Repeat the full listing below verbatim and keep the images out.

● **Material**:
--

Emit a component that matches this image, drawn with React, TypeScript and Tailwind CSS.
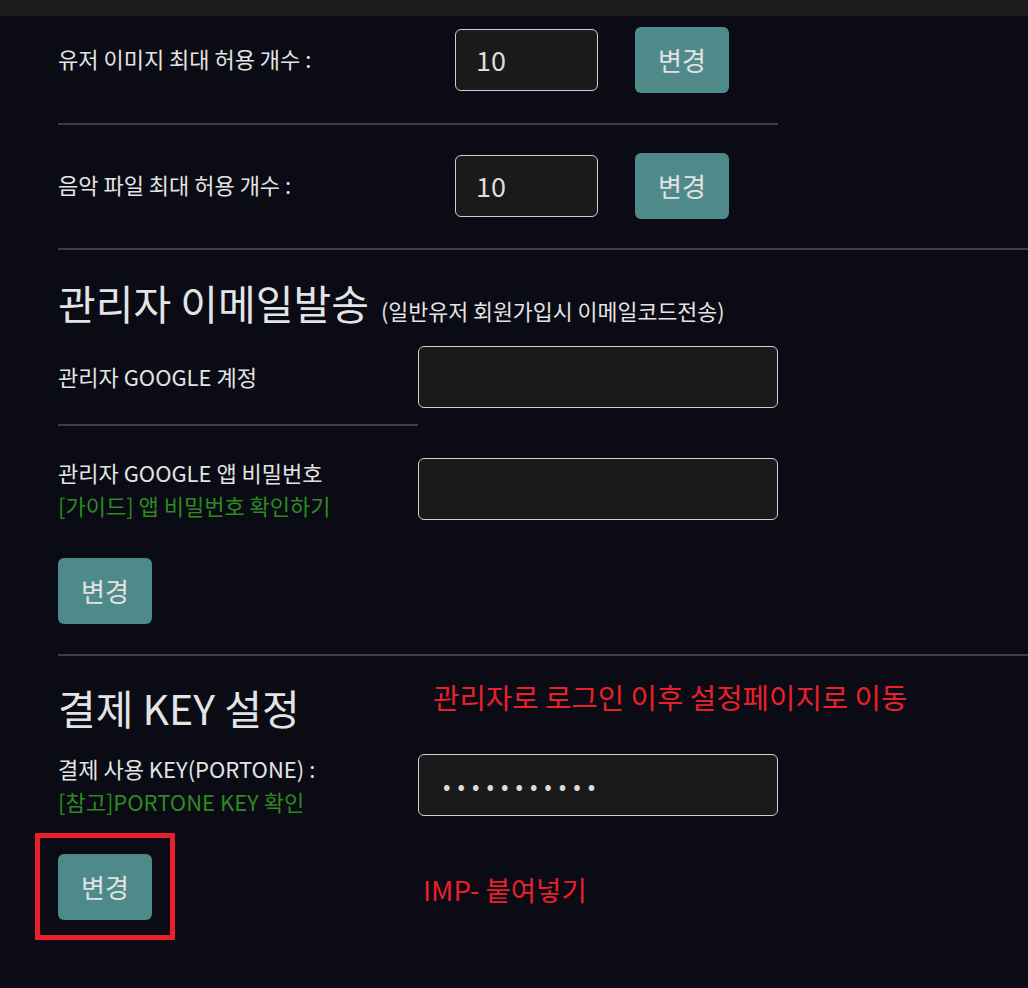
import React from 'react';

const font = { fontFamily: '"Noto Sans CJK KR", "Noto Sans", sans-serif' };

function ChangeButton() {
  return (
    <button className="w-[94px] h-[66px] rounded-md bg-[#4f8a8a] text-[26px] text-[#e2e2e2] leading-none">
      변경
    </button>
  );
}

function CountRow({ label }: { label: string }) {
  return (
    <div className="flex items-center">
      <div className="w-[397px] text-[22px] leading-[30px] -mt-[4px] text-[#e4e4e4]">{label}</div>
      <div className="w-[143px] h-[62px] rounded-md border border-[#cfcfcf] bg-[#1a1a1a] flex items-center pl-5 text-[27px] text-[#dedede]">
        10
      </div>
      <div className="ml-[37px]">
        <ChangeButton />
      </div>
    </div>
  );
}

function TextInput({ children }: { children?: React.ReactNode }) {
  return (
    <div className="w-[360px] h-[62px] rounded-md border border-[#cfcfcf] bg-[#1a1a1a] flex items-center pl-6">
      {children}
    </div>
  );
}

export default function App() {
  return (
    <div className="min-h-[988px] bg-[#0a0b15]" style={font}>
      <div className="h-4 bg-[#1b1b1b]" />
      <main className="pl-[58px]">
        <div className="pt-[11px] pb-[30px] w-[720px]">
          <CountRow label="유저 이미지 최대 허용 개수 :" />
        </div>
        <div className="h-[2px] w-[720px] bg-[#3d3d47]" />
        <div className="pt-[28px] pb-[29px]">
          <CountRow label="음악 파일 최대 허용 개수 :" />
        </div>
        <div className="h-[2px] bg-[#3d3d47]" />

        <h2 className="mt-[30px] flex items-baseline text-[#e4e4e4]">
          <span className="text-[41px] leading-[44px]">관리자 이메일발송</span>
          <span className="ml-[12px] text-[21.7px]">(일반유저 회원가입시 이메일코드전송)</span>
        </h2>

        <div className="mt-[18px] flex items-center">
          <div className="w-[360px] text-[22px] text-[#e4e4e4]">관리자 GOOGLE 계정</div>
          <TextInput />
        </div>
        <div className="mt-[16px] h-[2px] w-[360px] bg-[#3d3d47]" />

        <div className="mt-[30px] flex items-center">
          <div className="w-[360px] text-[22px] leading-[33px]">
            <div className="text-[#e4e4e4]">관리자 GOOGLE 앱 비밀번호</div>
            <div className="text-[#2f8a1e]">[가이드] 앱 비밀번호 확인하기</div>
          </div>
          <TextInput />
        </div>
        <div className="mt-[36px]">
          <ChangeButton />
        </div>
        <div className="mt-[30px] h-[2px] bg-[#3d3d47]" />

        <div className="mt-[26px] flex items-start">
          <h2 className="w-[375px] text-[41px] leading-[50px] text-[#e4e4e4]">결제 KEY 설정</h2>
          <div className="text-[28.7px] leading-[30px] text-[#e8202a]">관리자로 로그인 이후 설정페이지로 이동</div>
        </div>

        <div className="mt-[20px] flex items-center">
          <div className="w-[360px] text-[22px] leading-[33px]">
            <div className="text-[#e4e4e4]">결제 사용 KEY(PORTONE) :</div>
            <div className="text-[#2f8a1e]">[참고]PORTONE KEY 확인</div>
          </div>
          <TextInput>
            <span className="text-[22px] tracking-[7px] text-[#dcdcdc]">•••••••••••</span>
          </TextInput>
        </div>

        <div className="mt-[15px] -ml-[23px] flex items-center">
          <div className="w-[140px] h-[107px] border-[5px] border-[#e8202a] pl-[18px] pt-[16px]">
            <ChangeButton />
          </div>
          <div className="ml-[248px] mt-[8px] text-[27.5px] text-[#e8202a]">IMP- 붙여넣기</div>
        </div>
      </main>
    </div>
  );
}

--

● **Response**:
Emit a component that matches this image, drawn with React, TypeScript and Tailwind CSS.
import React from 'react';

const font = { fontFamily: '"Noto Sans CJK KR", "Noto Sans", sans-serif' };

function ChangeButton() {
  return (
    <button className="w-[94px] h-[66px] rounded-md bg-[#4f8a8a] text-[26px] text-[#e2e2e2] leading-none">
      변경
    </button>
  );
}

function CountRow({ label }: { label: string }) {
  return (
    <div className="flex items-center">
      <div className="w-[397px] text-[22px] leading-[30px] -mt-[4px] text-[#e4e4e4]">{label}</div>
      <div className="w-[143px] h-[62px] rounded-md border border-[#cfcfcf] bg-[#1a1a1a] flex items-center pl-5 text-[27px] text-[#dedede]">
        10
      </div>
      <div className="ml-[37px]">
        <ChangeButton />
      </div>
    </div>
  );
}

function TextInput({ children }: { children?: React.ReactNode }) {
  return (
    <div className="w-[360px] h-[62px] rounded-md border border-[#cfcfcf] bg-[#1a1a1a] flex items-center pl-6">
      {children}
    </div>
  );
}

export default function App() {
  return (
    <div className="min-h-[988px] bg-[#0a0b15]" style={font}>
      <div className="h-4 bg-[#1b1b1b]" />
      <main className="pl-[58px]">
        <div className="pt-[11px] pb-[30px] w-[720px]">
          <CountRow label="유저 이미지 최대 허용 개수 :" />
        </div>
        <div className="h-[2px] w-[720px] bg-[#3d3d47]" />
        <div className="pt-[28px] pb-[29px]">
          <CountRow label="음악 파일 최대 허용 개수 :" />
        </div>
        <div className="h-[2px] bg-[#3d3d47]" />

        <h2 className="mt-[30px] flex items-baseline text-[#e4e4e4]">
          <span className="text-[41px] leading-[44px]">관리자 이메일발송</span>
          <span className="ml-[12px] text-[21.7px]">(일반유저 회원가입시 이메일코드전송)</span>
        </h2>

        <div className="mt-[18px] flex items-center">
          <div className="w-[360px] text-[22px] text-[#e4e4e4]">관리자 GOOGLE 계정</div>
          <TextInput />
        </div>
        <div className="mt-[16px] h-[2px] w-[360px] bg-[#3d3d47]" />

        <div className="mt-[30px] flex items-center">
          <div className="w-[360px] text-[22px] leading-[33px]">
            <div className="text-[#e4e4e4]">관리자 GOOGLE 앱 비밀번호</div>
            <div className="text-[#2f8a1e]">[가이드] 앱 비밀번호 확인하기</div>
          </div>
          <TextInput />
        </div>
        <div className="mt-[36px]">
          <ChangeButton />
        </div>
        <div className="mt-[30px] h-[2px] bg-[#3d3d47]" />

        <div className="mt-[26px] flex items-start">
          <h2 className="w-[375px] text-[41px] leading-[50px] text-[#e4e4e4]">결제 KEY 설정</h2>
          <div className="text-[28.7px] leading-[30px] text-[#e8202a]">관리자로 로그인 이후 설정페이지로 이동</div>
        </div>

        <div className="mt-[20px] flex items-center">
          <div className="w-[360px] text-[22px] leading-[33px]">
            <div className="text-[#e4e4e4]">결제 사용 KEY(PORTONE) :</div>
            <div className="text-[#2f8a1e]">[참고]PORTONE KEY 확인</div>
          </div>
          <TextInput>
            <span className="text-[22px] tracking-[7px] text-[#dcdcdc]">•••••••••••</span>
          </TextInput>
        </div>

        <div className="mt-[15px] -ml-[23px] flex items-center">
          <div className="w-[140px] h-[107px] border-[5px] border-[#e8202a] pl-[18px] pt-[16px]">
            <ChangeButton />
          </div>
          <div className="ml-[248px] mt-[8px] text-[27.5px] text-[#e8202a]">IMP- 붙여넣기</div>
        </div>
      </main>
    </div>
  );
}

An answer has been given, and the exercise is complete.